*REQUIRED TASK*. Each line below should be retyped exactly, with no pictures.

*COLLECTED MATERIAL*.
════════════════════

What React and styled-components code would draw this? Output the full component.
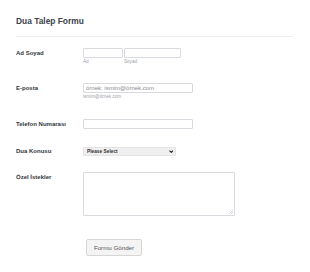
import React from "react";
import styled, { createGlobalStyle } from "styled-components";

const Global = createGlobalStyle`
  body {
    margin: 0;
    background: #ffffff;
    font-family: "Liberation Sans", Arial, sans-serif;
  }
`;

const Form = styled.form`
  width: 310px;
  padding: 16px 17px 0 16px;
  box-sizing: border-box;
`;

const Title = styled.h1`
  margin: 0;
  font-size: 8.4px;
  line-height: 11px;
  font-weight: 700;
  color: #3a3f4b;
`;

const Divider = styled.hr`
  margin: 9px 0 0;
  border: 0;
  border-top: 1px solid #eceef2;
  width: 277px;
`;

const Row = styled.div`
  display: flex;
  align-items: flex-start;
  margin-top: ${(p) => p.$top}px;
`;

const Label = styled.label`
  width: 67px;
  flex: none;
  font-size: 6px;
  line-height: 10px;
  font-weight: 700;
  color: #33363d;
`;

const Field = styled.div`
  display: flex;
  flex-direction: column;
`;

const Pair = styled.div`
  display: flex;
  gap: 1px;
`;

const Input = styled.input`
  box-sizing: border-box;
  width: ${(p) => p.$w}px;
  height: 10px;
  margin: 0;
  padding: 0 2px;
  border: 1px solid #d8dae0;
  border-radius: 1px;
  font-family: "Liberation Sans", Arial, sans-serif;
  font-size: 6px;
  color: #555;
  outline: none;

  &::placeholder {
    color: #8a8a8a;
  }
`;

const Sub = styled.span`
  display: block;
  margin-top: 1px;
  font-size: 4.6px;
  line-height: 6px;
  color: #9ea2aa;
`;

const SelectWrap = styled.div`
  position: relative;
  display: flex;
  width: 93px;
  height: 9px;
  margin-top: 1px;
`;

const Select = styled.select`
  display: block;
  appearance: none;
  -webkit-appearance: none;
  box-sizing: border-box;
  width: 93px;
  height: 9px;
  min-height: 0;
  margin: 0;
  padding: 0 3px;
  border: 1px solid #e4e4e4;
  border-radius: 1px;
  background: #efefef;
  font-family: "Liberation Sans", Arial, sans-serif;
  font-size: 4.8px;
  line-height: 7px;
  font-weight: 700;
  color: #333;
  outline: none;
`;

const Chevron = styled.svg`
  position: absolute;
  right: 3px;
  top: 2.5px;
  width: 4.5px;
  height: 3.5px;
  pointer-events: none;
`;

const Area = styled.textarea`
  box-sizing: border-box;
  width: 152px;
  height: 44px;
  margin: 0;
  border: 1px solid #d8dae0;
  border-radius: 1px;
  resize: none;
  outline: none;
`;

const AreaWrap = styled.div`
  position: relative;
  display: flex;
`;

const Grip = styled.svg`
  position: absolute;
  right: 2px;
  bottom: 2px;
  width: 4px;
  height: 4px;
  pointer-events: none;
`;

const Submit = styled.button`
  margin-left: 70px;
  width: 56px;
  height: 17px;
  padding: 0;
  border: 1px solid #d6d6d6;
  border-radius: 2px;
  background: #f4f4f4;
  font-family: "Liberation Sans", Arial, sans-serif;
  font-size: 6.2px;
  color: #555;

  &:hover {
    cursor: pointer;
  }
`;

export default () => {
  return (
    <>
      <Global />
      <Form onSubmit={(e) => e.preventDefault()}>
        <Title>Dua Talep Formu</Title>
        <Divider />

        <Row $top={11}>
          <Label>Ad Soyad</Label>
          <Pair>
            <Field>
              <Input $w={40} />
              <Sub>Ad</Sub>
            </Field>
            <Field>
              <Input $w={57} />
              <Sub>Soyad</Sub>
            </Field>
          </Pair>
        </Row>

        <Row $top={18}>
          <Label>E-posta</Label>
          <Field>
            <Input $w={110} placeholder="örnek: ismim@örnek.com" />
            <Sub>ismim@örnek.com</Sub>
          </Field>
        </Row>

        <Row $top={19}>
          <Label>Telefon Numarası</Label>
          <Input $w={110} />
        </Row>

        <Row $top={17}>
          <Label>Dua Konusu</Label>
          <SelectWrap>
            <Select defaultValue="">
              <option value="">Please Select</option>
            </Select>
            <Chevron viewBox="0 0 10 8">
              <path d="M1 1.5 L5 5.5 L9 1.5" fill="none" stroke="#222" strokeWidth="2.4" />
            </Chevron>
          </SelectWrap>
        </Row>

        <Row $top={16}>
          <Label>Özel İstekler</Label>
          <AreaWrap>
            <Area />
            <Grip viewBox="0 0 4 4">
              <path d="M4 0 L0 4 M4 2 L2 4" stroke="#b5b5b5" strokeWidth="0.6" />
            </Grip>
          </AreaWrap>
        </Row>

        <Row $top={23}>
          <Submit type="submit">Formu Gönder</Submit>
        </Row>
      </Form>
    </>
  );
};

════════════════════

*ANSWER BELOW*.
What React and styled-components code would draw this? Output the full component.
import React from "react";
import styled, { createGlobalStyle } from "styled-components";

const Global = createGlobalStyle`
  body {
    margin: 0;
    background: #ffffff;
    font-family: "Liberation Sans", Arial, sans-serif;
  }
`;

const Form = styled.form`
  width: 310px;
  padding: 16px 17px 0 16px;
  box-sizing: border-box;
`;

const Title = styled.h1`
  margin: 0;
  font-size: 8.4px;
  line-height: 11px;
  font-weight: 700;
  color: #3a3f4b;
`;

const Divider = styled.hr`
  margin: 9px 0 0;
  border: 0;
  border-top: 1px solid #eceef2;
  width: 277px;
`;

const Row = styled.div`
  display: flex;
  align-items: flex-start;
  margin-top: ${(p) => p.$top}px;
`;

const Label = styled.label`
  width: 67px;
  flex: none;
  font-size: 6px;
  line-height: 10px;
  font-weight: 700;
  color: #33363d;
`;

const Field = styled.div`
  display: flex;
  flex-direction: column;
`;

const Pair = styled.div`
  display: flex;
  gap: 1px;
`;

const Input = styled.input`
  box-sizing: border-box;
  width: ${(p) => p.$w}px;
  height: 10px;
  margin: 0;
  padding: 0 2px;
  border: 1px solid #d8dae0;
  border-radius: 1px;
  font-family: "Liberation Sans", Arial, sans-serif;
  font-size: 6px;
  color: #555;
  outline: none;

  &::placeholder {
    color: #8a8a8a;
  }
`;

const Sub = styled.span`
  display: block;
  margin-top: 1px;
  font-size: 4.6px;
  line-height: 6px;
  color: #9ea2aa;
`;

const SelectWrap = styled.div`
  position: relative;
  display: flex;
  width: 93px;
  height: 9px;
  margin-top: 1px;
`;

const Select = styled.select`
  display: block;
  appearance: none;
  -webkit-appearance: none;
  box-sizing: border-box;
  width: 93px;
  height: 9px;
  min-height: 0;
  margin: 0;
  padding: 0 3px;
  border: 1px solid #e4e4e4;
  border-radius: 1px;
  background: #efefef;
  font-family: "Liberation Sans", Arial, sans-serif;
  font-size: 4.8px;
  line-height: 7px;
  font-weight: 700;
  color: #333;
  outline: none;
`;

const Chevron = styled.svg`
  position: absolute;
  right: 3px;
  top: 2.5px;
  width: 4.5px;
  height: 3.5px;
  pointer-events: none;
`;

const Area = styled.textarea`
  box-sizing: border-box;
  width: 152px;
  height: 44px;
  margin: 0;
  border: 1px solid #d8dae0;
  border-radius: 1px;
  resize: none;
  outline: none;
`;

const AreaWrap = styled.div`
  position: relative;
  display: flex;
`;

const Grip = styled.svg`
  position: absolute;
  right: 2px;
  bottom: 2px;
  width: 4px;
  height: 4px;
  pointer-events: none;
`;

const Submit = styled.button`
  margin-left: 70px;
  width: 56px;
  height: 17px;
  padding: 0;
  border: 1px solid #d6d6d6;
  border-radius: 2px;
  background: #f4f4f4;
  font-family: "Liberation Sans", Arial, sans-serif;
  font-size: 6.2px;
  color: #555;

  &:hover {
    cursor: pointer;
  }
`;

export default () => {
  return (
    <>
      <Global />
      <Form onSubmit={(e) => e.preventDefault()}>
        <Title>Dua Talep Formu</Title>
        <Divider />

        <Row $top={11}>
          <Label>Ad Soyad</Label>
          <Pair>
            <Field>
              <Input $w={40} />
              <Sub>Ad</Sub>
            </Field>
            <Field>
              <Input $w={57} />
              <Sub>Soyad</Sub>
            </Field>
          </Pair>
        </Row>

        <Row $top={18}>
          <Label>E-posta</Label>
          <Field>
            <Input $w={110} placeholder="örnek: ismim@örnek.com" />
            <Sub>ismim@örnek.com</Sub>
          </Field>
        </Row>

        <Row $top={19}>
          <Label>Telefon Numarası</Label>
          <Input $w={110} />
        </Row>

        <Row $top={17}>
          <Label>Dua Konusu</Label>
          <SelectWrap>
            <Select defaultValue="">
              <option value="">Please Select</option>
            </Select>
            <Chevron viewBox="0 0 10 8">
              <path d="M1 1.5 L5 5.5 L9 1.5" fill="none" stroke="#222" strokeWidth="2.4" />
            </Chevron>
          </SelectWrap>
        </Row>

        <Row $top={16}>
          <Label>Özel İstekler</Label>
          <AreaWrap>
            <Area />
            <Grip viewBox="0 0 4 4">
              <path d="M4 0 L0 4 M4 2 L2 4" stroke="#b5b5b5" strokeWidth="0.6" />
            </Grip>
          </AreaWrap>
        </Row>

        <Row $top={23}>
          <Submit type="submit">Formu Gönder</Submit>
        </Row>
      </Form>
    </>
  );
};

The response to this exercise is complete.